Jonathan Ross, the CEO of AI chip startup Groq, has pointed to two fundamental issues that he believes are holding back OpenAI’s ChatGPT and similar Large Language Models (LLMs) from reaching their full potential — latency and the high cost of compute. Speaking at a recent industry event, the former Google engineer, who was instrumental in designing the original Tensor Processing Unit (TPU), argued that while AI models have become incredibly intelligent, the physical infrastructure supporting them is struggling to keep pace with human expectations.
AI chatbot’s ‘speed gap’ and latency Issues
According to Ross, the first major hurdle for ChatGPT is latency, or the delay between a user’s prompt and the AI’s response. He noted that for AI to become a truly seamless part of human workflow, it needs to operate at the speed of thought.

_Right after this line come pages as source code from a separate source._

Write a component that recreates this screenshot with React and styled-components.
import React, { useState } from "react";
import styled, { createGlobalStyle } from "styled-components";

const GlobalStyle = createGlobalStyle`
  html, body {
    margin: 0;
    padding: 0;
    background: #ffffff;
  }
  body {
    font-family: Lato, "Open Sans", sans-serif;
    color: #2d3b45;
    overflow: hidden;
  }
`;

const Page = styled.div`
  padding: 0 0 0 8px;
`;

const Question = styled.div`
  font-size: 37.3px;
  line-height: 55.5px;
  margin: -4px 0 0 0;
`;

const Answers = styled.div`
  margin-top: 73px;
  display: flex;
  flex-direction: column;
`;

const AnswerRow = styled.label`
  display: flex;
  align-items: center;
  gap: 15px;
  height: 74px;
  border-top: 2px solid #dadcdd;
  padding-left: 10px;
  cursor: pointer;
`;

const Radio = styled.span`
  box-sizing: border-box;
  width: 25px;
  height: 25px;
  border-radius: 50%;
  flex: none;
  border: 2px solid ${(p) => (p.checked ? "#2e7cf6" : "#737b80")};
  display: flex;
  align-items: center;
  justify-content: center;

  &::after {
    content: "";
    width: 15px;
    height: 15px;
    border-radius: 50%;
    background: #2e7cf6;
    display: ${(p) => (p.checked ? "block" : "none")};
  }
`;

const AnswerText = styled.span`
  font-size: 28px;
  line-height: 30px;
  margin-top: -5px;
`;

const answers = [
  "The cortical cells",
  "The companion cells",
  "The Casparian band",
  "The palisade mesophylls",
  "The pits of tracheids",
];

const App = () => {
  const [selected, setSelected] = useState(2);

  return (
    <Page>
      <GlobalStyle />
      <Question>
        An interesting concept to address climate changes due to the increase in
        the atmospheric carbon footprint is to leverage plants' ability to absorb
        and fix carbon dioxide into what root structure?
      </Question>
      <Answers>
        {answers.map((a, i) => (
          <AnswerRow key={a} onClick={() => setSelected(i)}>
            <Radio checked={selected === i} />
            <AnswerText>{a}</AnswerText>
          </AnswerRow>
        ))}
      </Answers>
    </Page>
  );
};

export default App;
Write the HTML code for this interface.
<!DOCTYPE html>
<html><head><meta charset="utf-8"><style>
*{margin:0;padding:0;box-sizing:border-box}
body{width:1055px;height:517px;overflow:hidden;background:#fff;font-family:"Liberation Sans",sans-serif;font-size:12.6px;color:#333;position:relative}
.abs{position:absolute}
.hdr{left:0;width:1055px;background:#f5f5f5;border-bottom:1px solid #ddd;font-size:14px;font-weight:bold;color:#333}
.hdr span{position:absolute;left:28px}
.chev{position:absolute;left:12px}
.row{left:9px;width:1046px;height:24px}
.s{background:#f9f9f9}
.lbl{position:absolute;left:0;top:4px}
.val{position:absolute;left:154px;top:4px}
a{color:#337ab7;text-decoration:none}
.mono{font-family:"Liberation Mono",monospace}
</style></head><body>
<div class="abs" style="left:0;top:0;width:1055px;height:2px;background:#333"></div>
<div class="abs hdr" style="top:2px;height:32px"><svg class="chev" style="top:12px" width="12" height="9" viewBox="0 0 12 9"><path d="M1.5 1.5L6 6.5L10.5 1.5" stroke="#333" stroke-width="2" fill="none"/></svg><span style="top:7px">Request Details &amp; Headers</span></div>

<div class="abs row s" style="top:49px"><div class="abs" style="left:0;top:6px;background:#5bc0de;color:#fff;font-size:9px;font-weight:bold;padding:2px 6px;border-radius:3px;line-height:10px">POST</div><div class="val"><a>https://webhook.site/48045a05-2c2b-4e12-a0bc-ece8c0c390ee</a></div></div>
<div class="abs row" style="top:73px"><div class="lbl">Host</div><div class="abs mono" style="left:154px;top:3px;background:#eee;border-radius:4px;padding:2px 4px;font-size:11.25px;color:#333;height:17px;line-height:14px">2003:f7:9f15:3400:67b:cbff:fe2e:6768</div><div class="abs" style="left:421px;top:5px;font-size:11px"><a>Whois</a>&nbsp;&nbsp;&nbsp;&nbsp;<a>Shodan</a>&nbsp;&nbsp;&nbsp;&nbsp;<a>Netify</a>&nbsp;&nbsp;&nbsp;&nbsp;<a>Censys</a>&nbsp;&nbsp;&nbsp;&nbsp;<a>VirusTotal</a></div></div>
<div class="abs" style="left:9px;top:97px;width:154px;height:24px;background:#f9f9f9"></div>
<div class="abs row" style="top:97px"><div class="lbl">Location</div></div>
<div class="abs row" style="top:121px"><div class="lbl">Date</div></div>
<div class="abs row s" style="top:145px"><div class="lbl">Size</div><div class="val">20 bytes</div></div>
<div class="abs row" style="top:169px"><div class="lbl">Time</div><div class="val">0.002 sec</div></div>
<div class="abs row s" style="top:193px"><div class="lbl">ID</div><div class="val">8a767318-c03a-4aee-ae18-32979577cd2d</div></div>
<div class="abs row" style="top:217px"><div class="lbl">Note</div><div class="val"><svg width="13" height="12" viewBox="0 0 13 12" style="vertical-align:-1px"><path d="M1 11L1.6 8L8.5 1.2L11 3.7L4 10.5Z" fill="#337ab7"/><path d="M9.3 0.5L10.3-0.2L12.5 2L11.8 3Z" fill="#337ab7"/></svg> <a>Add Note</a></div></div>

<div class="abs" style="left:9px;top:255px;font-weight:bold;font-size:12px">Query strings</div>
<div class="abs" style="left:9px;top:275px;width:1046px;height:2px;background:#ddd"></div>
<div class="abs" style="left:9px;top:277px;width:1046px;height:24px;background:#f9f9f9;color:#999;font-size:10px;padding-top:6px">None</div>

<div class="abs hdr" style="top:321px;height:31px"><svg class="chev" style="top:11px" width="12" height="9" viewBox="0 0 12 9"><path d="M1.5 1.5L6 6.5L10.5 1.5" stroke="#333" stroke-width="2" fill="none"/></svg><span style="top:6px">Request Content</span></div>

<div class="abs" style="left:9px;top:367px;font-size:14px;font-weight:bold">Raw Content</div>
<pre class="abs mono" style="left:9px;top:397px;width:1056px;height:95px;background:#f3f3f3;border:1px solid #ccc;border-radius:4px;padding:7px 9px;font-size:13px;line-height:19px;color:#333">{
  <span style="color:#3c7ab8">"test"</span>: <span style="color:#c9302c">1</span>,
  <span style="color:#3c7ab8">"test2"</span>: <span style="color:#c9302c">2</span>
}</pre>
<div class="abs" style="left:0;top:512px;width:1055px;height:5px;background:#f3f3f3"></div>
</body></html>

“The problem with current models is that they are still too slow for real-time interaction,” Ross explained. He suggested that the “typing” effect seen in ChatGPT is often a way to mask the time the system takes to process data. Ross contends that until AI can respond instantaneously, it will remain a tool rather than a fluid collaborator. This is where Groq’s own Language Processing Units (LPUs) aim to disrupt the market, claiming speeds significantly faster than traditional GPUs.
Sustainability of compute costs
The second problem that Ross highlighted is the sheer economic and environmental cost of running these models. As LLMs scale, the amount of power and hardware required to generate every single word increases exponentially.
Ross warned that the current trajectory of AI development is “economically unsustainable” for most companies. He argued that the industry is currently over-reliant on general-purpose chips (GPUs) that aren’t optimised for the specific “inference” tasks that AI models perform millions of times a day. Without a shift toward more efficient, specialised hardware, Ross believes the high “cost-per-query” will eventually limit the accessibility and democratisation of advanced AI tools.
Competitive hardware landscape
Ross’s critique comes at a time when Groq is positioning itself as a formidable challenger to Nvidia’s dominance in the AI hardware space. By focusing specifically on the speed of inference—how fast a model “thinks” once it is trained—Ross hopes to solve the very problems he has diagnosed in ChatGPT.
While OpenAI continues to refine the “brains” of its AI with newer models of GPT, Ross’s comments remind us that the body—the underlying hardware—may be just as critical in the race for AI supremacy.